/---

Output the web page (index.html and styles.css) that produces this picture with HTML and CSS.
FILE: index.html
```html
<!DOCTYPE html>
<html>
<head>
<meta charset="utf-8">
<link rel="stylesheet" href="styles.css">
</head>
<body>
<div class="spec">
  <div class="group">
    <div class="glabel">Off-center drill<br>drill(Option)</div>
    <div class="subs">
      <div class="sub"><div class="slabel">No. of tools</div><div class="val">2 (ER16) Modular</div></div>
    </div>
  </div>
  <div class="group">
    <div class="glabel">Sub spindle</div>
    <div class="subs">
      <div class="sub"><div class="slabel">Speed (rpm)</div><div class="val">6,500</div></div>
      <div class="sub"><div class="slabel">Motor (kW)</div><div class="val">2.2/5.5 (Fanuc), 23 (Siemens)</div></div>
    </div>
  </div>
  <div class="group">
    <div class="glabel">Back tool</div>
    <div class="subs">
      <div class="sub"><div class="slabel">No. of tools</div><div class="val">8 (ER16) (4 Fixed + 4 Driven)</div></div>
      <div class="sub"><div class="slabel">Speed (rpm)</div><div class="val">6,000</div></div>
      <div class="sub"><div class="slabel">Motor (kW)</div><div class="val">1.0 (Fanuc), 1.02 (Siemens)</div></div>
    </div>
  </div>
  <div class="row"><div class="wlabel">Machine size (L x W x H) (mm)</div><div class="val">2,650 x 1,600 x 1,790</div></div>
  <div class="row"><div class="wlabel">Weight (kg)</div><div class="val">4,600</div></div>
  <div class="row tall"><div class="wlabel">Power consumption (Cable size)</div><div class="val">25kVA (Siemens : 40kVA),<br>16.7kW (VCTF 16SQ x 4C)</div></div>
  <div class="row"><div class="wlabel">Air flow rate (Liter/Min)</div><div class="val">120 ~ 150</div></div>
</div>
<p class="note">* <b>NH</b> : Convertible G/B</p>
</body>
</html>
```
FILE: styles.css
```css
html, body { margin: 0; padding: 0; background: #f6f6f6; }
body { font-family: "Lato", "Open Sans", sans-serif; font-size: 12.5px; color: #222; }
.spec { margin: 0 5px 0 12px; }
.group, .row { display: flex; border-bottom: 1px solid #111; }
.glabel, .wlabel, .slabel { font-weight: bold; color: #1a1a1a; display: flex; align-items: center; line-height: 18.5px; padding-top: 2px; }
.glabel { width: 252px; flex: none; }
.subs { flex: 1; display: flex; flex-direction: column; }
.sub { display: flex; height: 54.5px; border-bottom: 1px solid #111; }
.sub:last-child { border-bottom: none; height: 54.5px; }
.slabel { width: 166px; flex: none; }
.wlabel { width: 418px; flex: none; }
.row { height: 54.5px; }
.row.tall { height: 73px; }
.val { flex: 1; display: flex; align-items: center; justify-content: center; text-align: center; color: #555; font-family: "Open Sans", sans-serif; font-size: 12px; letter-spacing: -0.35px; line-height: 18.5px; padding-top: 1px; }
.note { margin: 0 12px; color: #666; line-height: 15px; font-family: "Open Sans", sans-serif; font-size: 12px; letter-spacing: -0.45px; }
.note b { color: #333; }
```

\---

• _CHALLENGE_
Write out the data again, exactly and in full.

• _EXERCISE SOLUTION_
Output the web page (index.html and styles.css) that produces this picture with HTML and CSS.
FILE: index.html
```html
<!DOCTYPE html>
<html>
<head>
<meta charset="utf-8">
<link rel="stylesheet" href="styles.css">
</head>
<body>
<div class="spec">
  <div class="group">
    <div class="glabel">Off-center drill<br>drill(Option)</div>
    <div class="subs">
      <div class="sub"><div class="slabel">No. of tools</div><div class="val">2 (ER16) Modular</div></div>
    </div>
  </div>
  <div class="group">
    <div class="glabel">Sub spindle</div>
    <div class="subs">
      <div class="sub"><div class="slabel">Speed (rpm)</div><div class="val">6,500</div></div>
      <div class="sub"><div class="slabel">Motor (kW)</div><div class="val">2.2/5.5 (Fanuc), 23 (Siemens)</div></div>
    </div>
  </div>
  <div class="group">
    <div class="glabel">Back tool</div>
    <div class="subs">
      <div class="sub"><div class="slabel">No. of tools</div><div class="val">8 (ER16) (4 Fixed + 4 Driven)</div></div>
      <div class="sub"><div class="slabel">Speed (rpm)</div><div class="val">6,000</div></div>
      <div class="sub"><div class="slabel">Motor (kW)</div><div class="val">1.0 (Fanuc), 1.02 (Siemens)</div></div>
    </div>
  </div>
  <div class="row"><div class="wlabel">Machine size (L x W x H) (mm)</div><div class="val">2,650 x 1,600 x 1,790</div></div>
  <div class="row"><div class="wlabel">Weight (kg)</div><div class="val">4,600</div></div>
  <div class="row tall"><div class="wlabel">Power consumption (Cable size)</div><div class="val">25kVA (Siemens : 40kVA),<br>16.7kW (VCTF 16SQ x 4C)</div></div>
  <div class="row"><div class="wlabel">Air flow rate (Liter/Min)</div><div class="val">120 ~ 150</div></div>
</div>
<p class="note">* <b>NH</b> : Convertible G/B</p>
</body>
</html>
```
FILE: styles.css
```css
html, body { margin: 0; padding: 0; background: #f6f6f6; }
body { font-family: "Lato", "Open Sans", sans-serif; font-size: 12.5px; color: #222; }
.spec { margin: 0 5px 0 12px; }
.group, .row { display: flex; border-bottom: 1px solid #111; }
.glabel, .wlabel, .slabel { font-weight: bold; color: #1a1a1a; display: flex; align-items: center; line-height: 18.5px; padding-top: 2px; }
.glabel { width: 252px; flex: none; }
.subs { flex: 1; display: flex; flex-direction: column; }
.sub { display: flex; height: 54.5px; border-bottom: 1px solid #111; }
.sub:last-child { border-bottom: none; height: 54.5px; }
.slabel { width: 166px; flex: none; }
.wlabel { width: 418px; flex: none; }
.row { height: 54.5px; }
.row.tall { height: 73px; }
.val { flex: 1; display: flex; align-items: center; justify-content: center; text-align: center; color: #555; font-family: "Open Sans", sans-serif; font-size: 12px; letter-spacing: -0.35px; line-height: 18.5px; padding-top: 1px; }
.note { margin: 0 12px; color: #666; line-height: 15px; font-family: "Open Sans", sans-serif; font-size: 12px; letter-spacing: -0.45px; }
.note b { color: #333; }
```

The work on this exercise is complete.